ART iT: If you started your research before you were approached by Aichi, what got you into it in the first place?

HTN: The blame falls squarely on Park Chan-Kyong. We were in an exhibition together at the Haus der Kulturen der Welt in Berlin, “2 or 3 Tigers.” Chan-Kyong did a work on the Kyoto School that included a book on three roundtables that were held in 1941–42 on the standpoint of world history and Japan and later published in the magazine Chuo Koron. Many people are aware of the “Overcoming Modernity” symposium of 1942, but this book featured a smaller gathering of only four Kyoto School thinkers. I was intrigued to learn about it, and I had the chance to have some conversations with Chan-Kyong about it.

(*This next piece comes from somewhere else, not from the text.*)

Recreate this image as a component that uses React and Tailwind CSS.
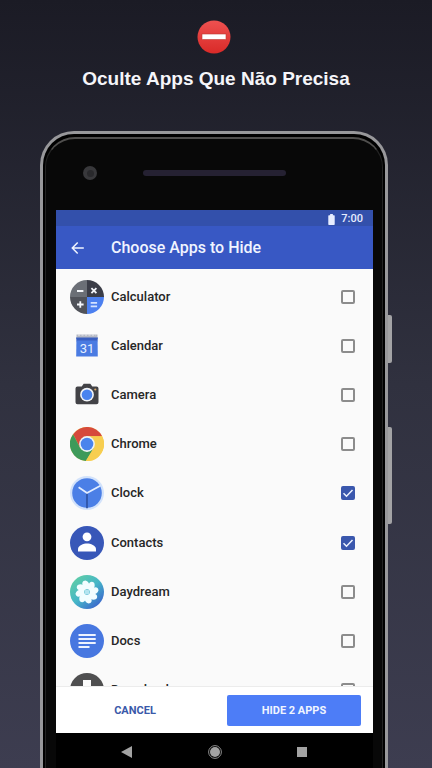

A fascinating thing about the book is that the translator, David Williams, wrote commentaries on the three roundtables that were almost as long as the translations themselves. He claims that the only way one could understand his translations is through context, which is why he had to write so much. Williams identifies himself as a revisionist philosopher and historian, and has a highly rhetorical way of writing and trying to reconfigure our understanding of Japan during the war years. Despite being suspicious of many of the arguments he was making, I was simultaneously drawn into what he was doing. For him, our understanding of Japan in the 1940s is produced by what he calls a post-Holocaust liberal framework, which he was trying to challenge. Interestingly, he identifies himself as being on the left, but I am not quite sure when I read him. I guess the aporetic was already there in my first encounter with the Kyoto School.